Where you place the chicken coop is super important and will impact the coop's longevity. The best thing to do is ensure the coop is built on level ground to give you a solid, sturdy foundation to work with.
If you don’t have a level area in your yard you can always dig one out or, if this isn’t possible you could always raise it with legs and alter each leg accordingly to create a flat floor for the coop.
It’s also really important that the chicken coop is placed in an area that has proper drainage and will not be spending months at a time submerged in water as this will deteriorate the flooring and create mold and bacteria that could be harmful to the chickens.
To ensure the floor will remain dry all year round, you could lay a concrete foundation. Alternatively if your coop is raised above the ground, it is more likely to stay dry.
However, as we’ve mentioned, raised coops have their pros and cons. If you don’t raise them high enough you could end up having to deal with families of rodents like mice setting up camp beneath your chickens.

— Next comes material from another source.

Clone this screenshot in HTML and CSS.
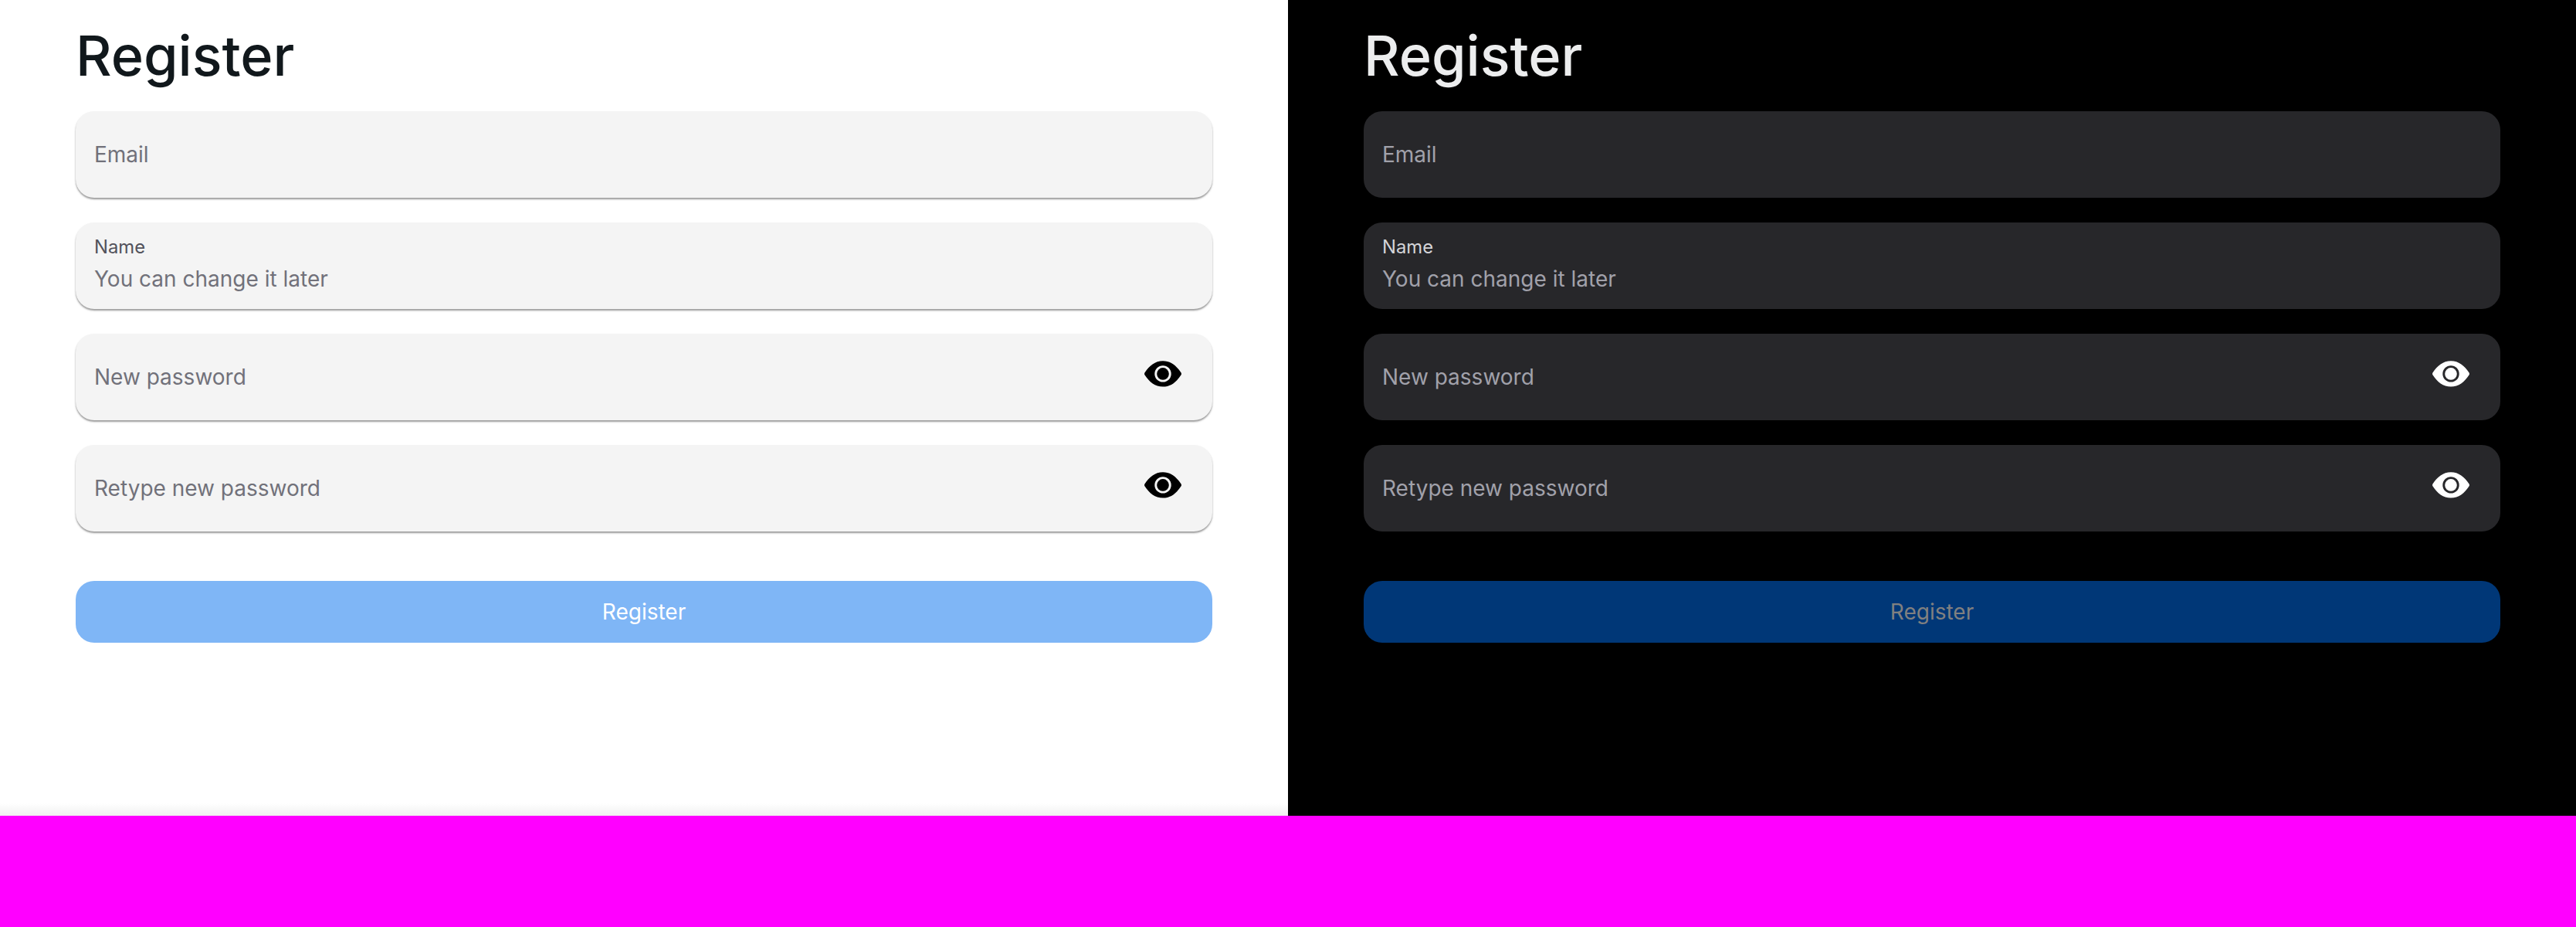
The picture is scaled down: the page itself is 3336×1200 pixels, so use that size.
FILE: index.html
```html
<!DOCTYPE html>
<html lang="en">
<head>
<meta charset="utf-8">
<title>Register</title>
<link rel="stylesheet" href="styles.css">
</head>
<body>
<svg class="defs" aria-hidden="true">
  <symbol id="eye" viewBox="0 0 48 34">
    <path fill-rule="evenodd" d="M24 .2C14 .2 6.400 6.300.4 15.600Q-.3 16.900.4 18.200C6.400 27.500 14 33.600 24 33.600S41.600 27.500 47.600 18.200Q48.300 16.900 47.600 15.600C41.600 6.300 34 .2 24 .2ZM24 6.200a10.700 10.700 0 1 1 0 21.400a10.700 10.700 0 1 1 0-21.400Z"/>
    <circle cx="24" cy="16.900" r="7.800"/>
  </symbol>
</svg>
<main class="themes">
  <section class="panel light">
    <h1>Register</h1>
    <form class="form">
      <div class="field"><span class="placeholder">Email</span></div>
      <div class="field stacked"><span class="label">Name</span><span class="placeholder">You can change it later</span></div>
      <div class="field"><span class="placeholder">New password</span><svg class="eye"><use href="#eye"/></svg></div>
      <div class="field"><span class="placeholder">Retype new password</span><svg class="eye"><use href="#eye"/></svg></div>
      <button class="submit" type="button">Register</button>
    </form>
  </section>
  <section class="panel dark">
    <h1>Register</h1>
    <form class="form">
      <div class="field"><span class="placeholder">Email</span></div>
      <div class="field stacked"><span class="label">Name</span><span class="placeholder">You can change it later</span></div>
      <div class="field"><span class="placeholder">New password</span><svg class="eye"><use href="#eye"/></svg></div>
      <div class="field"><span class="placeholder">Retype new password</span><svg class="eye"><use href="#eye"/></svg></div>
      <button class="submit" type="button">Register</button>
    </form>
  </section>
</main>
</body>
</html>
```
FILE: styles.css
```css
* { box-sizing: border-box; }
body {
  margin: 0;
  height: 1200px;
  background: #ff00ff;
  font-family: Inter, sans-serif;
  overflow: hidden;
}
.defs { display: none; }
.themes {
  display: grid;
  grid-template-columns: 1fr 1fr;
  height: 1056px;
}
.panel {
  padding: 32px 98px 0;
  background: var(--bg);
  color: var(--fg);
}
.light {
  --bg: #fff;
  --fg: #11181c;
  --field: #f4f4f4;
  --muted: #71717a;
  --label: #52525b;
  --icon: #000;
  --shadow: 0 2px 4px rgb(0 0 0 / 5%), 0 2px 2px rgb(0 0 0 / 36%);
  --button: #7fb6f6;
  --button-text: #fff;
  background: linear-gradient(to bottom, #fff 1040px, #f0f0f0 1056px);
}
.dark {
  --bg: #000;
  --fg: #ecedee;
  --field: #27272a;
  --muted: #a1a1aa;
  --label: #d4d4d8;
  --icon: #fff;
  --shadow: none;
  --button: #003777;
  --button-text: #808080;
}
h1 {
  margin: 0;
  font-size: 72px;
  line-height: 80px;
  font-weight: 500;
}
.form {
  display: flex;
  flex-direction: column;
  gap: 32px;
  margin-top: 32px;
}
.field {
  display: flex;
  align-items: center;
  justify-content: space-between;
  height: 112px;
  padding: 0 40px 0 24px;
  border-radius: 24px;
  background: var(--field);
  box-shadow: var(--shadow);
}
.stacked {
  flex-direction: column;
  align-items: flex-start;
  justify-content: flex-start;
  padding-top: 15px;
}
.placeholder {
  font-size: 28px;
  line-height: 40px;
  color: var(--muted);
}
.label {
  font-size: 23.8px;
  line-height: 34px;
  color: var(--label);
}
.stacked .placeholder { margin-top: 4px; }
.eye {
  width: 48px;
  height: 34px;
  margin-bottom: 8px;
  fill: var(--icon);
}
.submit {
  height: 80px;
  margin-top: 32px;
  border: 0;
  border-radius: 24px;
  background: var(--button);
  color: var(--button-text);
  font: 400 28px/40px Inter, sans-serif;
}
```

They may try to eat the chickens' food or introduce parasites to the space, putting your chickens at risk.
Which direction should your chicken coop face?
The direction your chicken coop is facing is also super important because chickens require a certain amount of sunlight and warmth per day in order to grow and produce eggs healthily.
It is recommended that you build a chicken coop to face the south so that the chickens can receive enough sunlight and warmth throughout the day.
The only problem is during the colder months where the days are much shorter, the chicken’s will not receive enough sunlight and warmth. So, you will also need to install a light and/or heat source near or inside the coop.
How far away from the house should a chicken coop be?
When it comes to deciding how far away from your home the chicken coop should be, there are a number of factors to consider.
Most people will tell you that it’s best to keep the chicken coop as close to the house as possible. The main reason for this is safety but there are also lots of reasons why keeping the chicken coop close to the house. These include:
- Safety - it’s safer to have your chickens close enough to your house so that you can keep an eye on them should any predators or naughty humans try to take or harm them. Being close by will allow you to watch them and hear any altercations happening as fortunately your chicken will certainly let you know if a fox or other predator has entered the coop
- Convenience - keeping chickens and maintaining a coop requires a lot of effort and time so you will need to be checking on your chickens a couple of times a day to feed them and let them out to roam. So, the closer the coop is to your home, the easier it will be for you to tend to them, especially when the weather is bad you won’t want to trek to the other side of your property to see to the chickens
- Power - as we mentioned, during the colder months you will probably have to run a source of heat and light into the coop to keep your chickens comfortable and healthy. So, this will often require an electrical power source that will likely need to run from your house. The closer the coop is to your house the easier it will be to run an extension cord to the coop
However, there are also a few downsides to having the chicken coop close to your home. So, it’s best to find a happy medium.
You want the coop close enough to your house so you have the convenience of tending to them and being able to see them and keep them safe but some downsides include:
- Smells and flies - chickens are outdoor animals so will of course attract insects and smells to the coop and surrounding area due to their food and feces etc. so, flies and strange odors are to be expected. So, you don’t want any of that mess too close to your house where you eat and sleep! You also don’t want the look of the coop to interfere with the look of your home. Smelly chickens and flies roaming about your house are not very attractive.
- Cleanliness - you will also have to clean the coop often, including removing any mess and droppings from the chickens. This will sometimes require hosing down the coop and surrounding area. You don’t want the spray to get into your house or dirty the outside of your home.